A milestone in the reappraisal of Berlioz's reputation came in 1957, when for the first time a professional opera company staged the original version of The Trojans in a single evening. It was at the Royal Opera House, Covent Garden; the work was sung in English with some minor cuts, but its importance was internationally recognised, and led to the world premiere staging of the work uncut and in French, at Covent Garden in 1969, marking the centenary of the composer's death. (Note: A production under Sir Thomas Beecham had been planned for the 1940 Covent Garden season but had to be abandoned because of the outbreak of war. The 1957 production was conducted by Rafael Kubelík; the 1969 production was conducted by Colin Davis. The opera has subsequently entered the international repertoire. The international database Operabase records productions of Les Troyens in Dresden, Frankfurt, Hamburg, Nuremberg, Paris, St Petersburg and Vienna between 2017 and 2020.)

In recent decades Berlioz has been widely regarded as a great composer, prone to lapses like any other. In 1999 the composer and critic Bayan Northcott wrote that the work of Cairns, Rushton, Sir Colin Davis and others retained "the embattled conviction of a cause". Nevertheless, Northcott was writing about Davis's "Berlioz Odyssey" of seventeen concerts of Berlioz's music, featuring all the major works, a prospect unimaginable in earlier decades of the century.
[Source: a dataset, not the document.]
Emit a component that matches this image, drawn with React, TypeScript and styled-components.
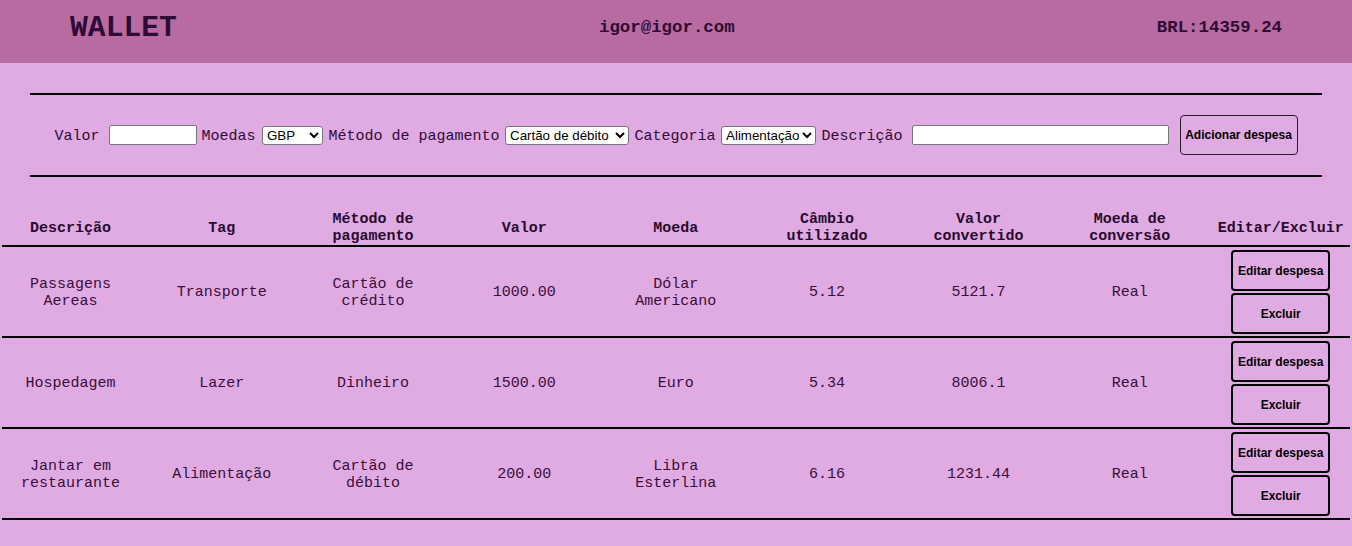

Northcott concluded, "Berlioz still seems so immediate, so controversial, so ever-new".

==Recordings==
All of Berlioz's major works and most of his minor ones have been commercially recorded. This is a comparatively recent development. In the mid-1950s the international record catalogues listed complete recordings of seven major works: the Symphonie fantastique, Symphonie funèbre et triomphale, Harold in Italy, Les Nuits d'été, Roméo et Juliette, the Requiem and the Te Deum, and various overtures. Excerpts from Les Troyens were available but there were no complete recordings of the operas.

Recordings conducted by Colin Davis are prominent in the Berlioz discography, some studio-made and others recorded live. The first was L'Enfance du Christ in 1960 and the last the Requiem in 2012. In between there were five recordings of Les Nuits d'été, four each of Béatrice et Bénédict, the Symphonie fantastique and Roméo et Juliette, and three of Harold in Italy, Les Troyens, and La Damnation de Faust.

In addition to Davis's versions, Les Troyens has received studio recordings under Charles Dutoit and John Nelson; Nelson and Daniel Barenboim have recorded versions of Béatrice et Bénédict, and Nelson and Roger Norrington have conducted Benvenuto Cellini for CD. Singers who have recorded Les Nuits d'été include Victoria de los Ángeles, Leontyne Price, Janet Baker, Régine Crespin, Jessye Norman and Kiri Te Kanawa, and more recently, Karen Cargill and Susan Graham.

By far the most recorded of Berlioz's works is the Symphonie fantastique. The discography of the British Hector Berlioz website lists 96 recordings, from the pioneering version by Gabriel Pierné and the Concerts Colonne in 1928 to those conducted by Beecham, Pierre Monteux, Charles Munch, Herbert von Karajan and Otto Klemperer to more recent versions including those of Boulez, Marc Minkowski, Yannick Nézet-Séguin and François-Xavier Roth.